Hollywood actors are now on strike thanks to the continued greed and all-around incompetence of major studios.

SAG-AFTRA’s Television/Theatrical/Streaming officially contracts expired on July 12 at 11:59 p.m. PT without an agreement. This followed more than four weeks of attempted bargaining with the Alliance of Motion Picture and Television Producers (AMPTP), which represents major studios and streaming providers.

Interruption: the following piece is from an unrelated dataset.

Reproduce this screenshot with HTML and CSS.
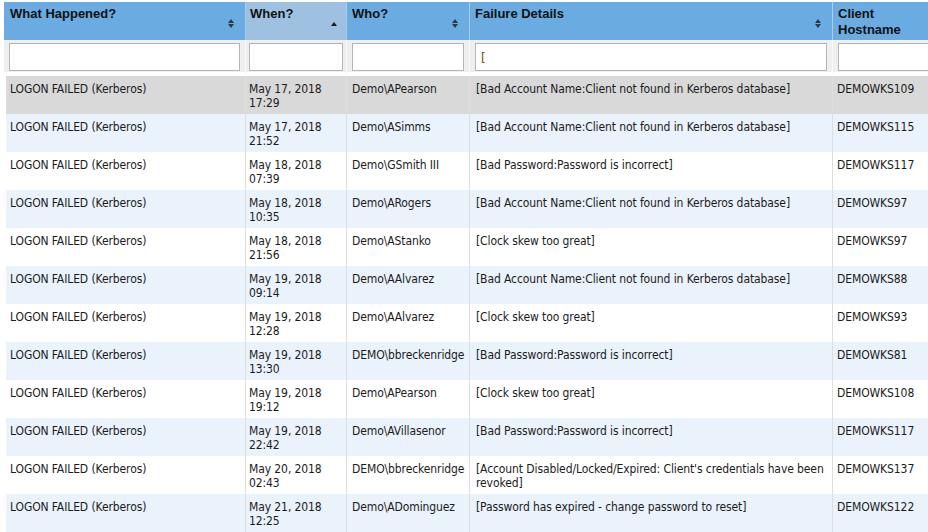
FILE: index.html
```html
<!DOCTYPE html>
<html>
<head>
<meta charset="utf-8">
<link rel="stylesheet" href="styles.css">
</head>
<body>
<div class="wrap">
<table class="grid">
  <colgroup>
    <col class="c1"><col class="c2"><col class="c3"><col class="c4"><col class="c5">
  </colgroup>
  <thead>
    <tr class="head">
      <th><div class="hcell"><span>What Happened?</span><i class="sort both"></i></div></th>
      <th class="sorted"><div class="hcell"><span>When?</span><i class="sort asc"></i></div></th>
      <th><div class="hcell"><span>Who?</span><i class="sort both"></i></div></th>
      <th><div class="hcell"><span>Failure Details</span><i class="sort both"></i></div></th>
      <th><div class="hcell"><span>Client Hostname</span></div></th>
    </tr>
    <tr class="filters">
      <th><input type="text"></th>
      <th><input type="text"></th>
      <th><input type="text"></th>
      <th><input type="text" value="["></th>
      <th><input type="text"></th>
    </tr>
  </thead>
  <tbody>
    <tr class="sel"><td>LOGON FAILED (Kerberos)</td><td>May 17, 2018<br>17:29</td><td>Demo\APearson</td><td>[Bad Account Name:Client not found in Kerberos database]</td><td>DEMOWKS109</td></tr>
    <tr class="alt"><td>LOGON FAILED (Kerberos)</td><td>May 17, 2018<br>21:52</td><td>Demo\ASimms</td><td>[Bad Account Name:Client not found in Kerberos database]</td><td>DEMOWKS115</td></tr>
    <tr><td>LOGON FAILED (Kerberos)</td><td>May 18, 2018<br>07:39</td><td>Demo\GSmith III</td><td>[Bad Password:Password is incorrect]</td><td>DEMOWKS117</td></tr>
    <tr class="alt"><td>LOGON FAILED (Kerberos)</td><td>May 18, 2018<br>10:35</td><td>Demo\ARogers</td><td>[Bad Account Name:Client not found in Kerberos database]</td><td>DEMOWKS97</td></tr>
    <tr><td>LOGON FAILED (Kerberos)</td><td>May 18, 2018<br>21:56</td><td>Demo\AStanko</td><td>[Clock skew too great]</td><td>DEMOWKS97</td></tr>
    <tr class="alt"><td>LOGON FAILED (Kerberos)</td><td>May 19, 2018<br>09:14</td><td>Demo\AAlvarez</td><td>[Bad Account Name:Client not found in Kerberos database]</td><td>DEMOWKS88</td></tr>
    <tr><td>LOGON FAILED (Kerberos)</td><td>May 19, 2018<br>12:28</td><td>Demo\AAlvarez</td><td>[Clock skew too great]</td><td>DEMOWKS93</td></tr>
    <tr class="alt"><td>LOGON FAILED (Kerberos)</td><td>May 19, 2018<br>13:30</td><td>DEMO\bbreckenridge</td><td>[Bad Password:Password is incorrect]</td><td>DEMOWKS81</td></tr>
    <tr><td>LOGON FAILED (Kerberos)</td><td>May 19, 2018<br>19:12</td><td>Demo\APearson</td><td>[Clock skew too great]</td><td>DEMOWKS108</td></tr>
    <tr class="alt"><td>LOGON FAILED (Kerberos)</td><td>May 19, 2018<br>22:42</td><td>Demo\AVillasenor</td><td>[Bad Password:Password is incorrect]</td><td>DEMOWKS117</td></tr>
    <tr><td>LOGON FAILED (Kerberos)</td><td>May 20, 2018<br>02:43</td><td>DEMO\bbreckenridge</td><td>[Account Disabled/Locked/Expired: Client's credentials have been revoked]</td><td>DEMOWKS137</td></tr>
    <tr class="alt"><td>LOGON FAILED (Kerberos)</td><td>May 21, 2018<br>12:25</td><td>Demo\ADominguez</td><td>[Password has expired - change password to reset]</td><td>DEMOWKS122</td></tr>
  </tbody>
</table>
</div>
</body>
</html>
```

FILE: styles.css
```css
html, body {
  margin: 0;
  padding: 0;
  background: #fff;
  overflow: hidden;
}
.wrap {
  padding: 2px 0 0 4px;
  width: 1000px;
}
.grid {
  border-collapse: separate;
  border-spacing: 0;
  table-layout: fixed;
  width: 938px;
  font-family: "DejaVu Sans Condensed", "DejaVu Sans", sans-serif;
  font-size: 12px;
  color: #1b1b1b;
}
.c1 { width: 241px; }
.c2 { width: 101px; }
.c3 { width: 123px; }
.c4 { width: 363px; }
.c5 { width: 110px; }

.head th {
  background: #6aace2;
  height: 38px;
  padding: 0;
  vertical-align: top;
  text-align: left;
  border-left: 1px solid #a9cdea;
  font-family: "Liberation Sans", Arial, sans-serif;
  font-weight: bold;
  font-size: 13px;
  color: #111;
}
.head th:first-child { border-left: 0; }
.head th.sorted { background: #9fc1e1; }
.hcell {
  position: relative;
  height: 38px;
  box-sizing: border-box;
  padding: 4px 22px 0 5px;
  line-height: 16px;
}
.head th:first-child .hcell { padding-left: 6px; }
.head th.sorted .hcell { padding-left: 4px; }
.sort {
  position: absolute;
  right: 10px;
  top: 17px;
  width: 7px;
  height: 10px;
}
.sort.both::before, .sort.both::after, .sort.asc::before {
  content: "";
  position: absolute;
  left: 0;
  border-left: 3.5px solid transparent;
  border-right: 3.5px solid transparent;
}
.sort.both::before {
  top: 0;
  border-bottom: 4px solid #2b3a48;
}
.sort.both::after {
  top: 5px;
  border-top: 4px solid #2b3a48;
}
.sort.asc::before {
  top: 3px;
  border-bottom: 4px solid #1c1c1c;
}
.sorted .sort { right: 8px; }

.filters th {
  background: #efefef;
  padding: 3px 5px 1px 5px;
  border-left: 1px solid #fafafa;
  border-bottom: 4px solid #fff;
  height: 28px;
}
.filters th:first-child { border-left: 0; }
.filters th:nth-child(2) { padding-left: 3px; padding-right: 3px; }
.filters input {
  display: block;
  box-sizing: border-box;
  width: 100%;
  height: 28px;
  margin: 0;
  border: 1px solid #b4b4b4;
  background: #fff;
  padding: 2px 5px;
  font-family: "DejaVu Sans Condensed", "DejaVu Sans", sans-serif;
  font-size: 13px;
  color: #7a4a00;
}

tbody td {
  height: 38px;
  box-sizing: border-box;
  padding: 6px 5px 0 5px;
  vertical-align: top;
  line-height: 14px;
  letter-spacing: -0.1px;
  border-left: 1px solid #dedede;
  background: #fff;
}
tbody td:first-child {
  border-left: 2px solid #fff;
  padding-left: 4px;
}
tbody td:nth-child(2) { padding-left: 3px; }
tbody td:nth-child(4) { padding-left: 6px; padding-right: 3px; }
tbody td:nth-child(5) { padding-left: 4px; }
tbody tr.alt td { background: #eaf2fb; }
tbody tr.sel td { background: #d9d9d9; }
```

The AMPTP, SAG-AFTRA said, “remains unwilling to offer a fair deal.”

In a joint statement released ahead of Thursday’s National Board meeting and strike order vote, SAG-AFTRA president Fran Drescher and national executive director/chief negotiator Duncan Crabtree-Ireland pointed to the “many long days, weekends, and holidays” spent trying to reach a deal.

“As you know, over the past decade, your compensation has been severely eroded by the rise of the streaming ecosystem,” Drescher and Crabtree-Ireland said. “Furthermore, artificial intelligence poses an existential threat to creative professions, and all actors and performers deserve contract language that protects them from having their identity and talent exploited without consent and pay. Despite our team’s dedication to advocating on your behalf, the AMPTP has refused to acknowledge that enormous shifts in the industry and economy have had a detrimental impact on those who perform labor for the studios.”

The Writers Guild of America (WGA) has been on strike since May 2, resulting in a production pause on a slew of projects in solidarity with striking writers. With SAG-AFTRA now also on strike, even more projects will temporarily cease shooting in solidarity; Variety reports, for example, that Ridley Scott’s Gladiator sequel and Simon McQuoid’s Mortal Kombat 2 were both prepared to halt work as of Thursday morning.

The dual strike, notably, marks the first total shutdown since 1960. Showing definitively the general grotesqueness with which the extremely wealthy move through the world, Disney CEO Bob Iger used the word “disturbing” when addressing what artists are calling for to bring the strike to an end.

“I think it’s very disturbing to me. … There’s a level of expectation that they have that is just not realistic,” Iger, who makes a reported $27 million annually, said.

This kind of detachment from the realities of working class writers and actors is in line with how execs at large are reported to be handling their response to the strike. This week, an unnamed exec was quoted in Dominic Patten’s Deadline piece as claiming the goal is to “allow things to drag on until union members start losing their apartments and losing their houses.”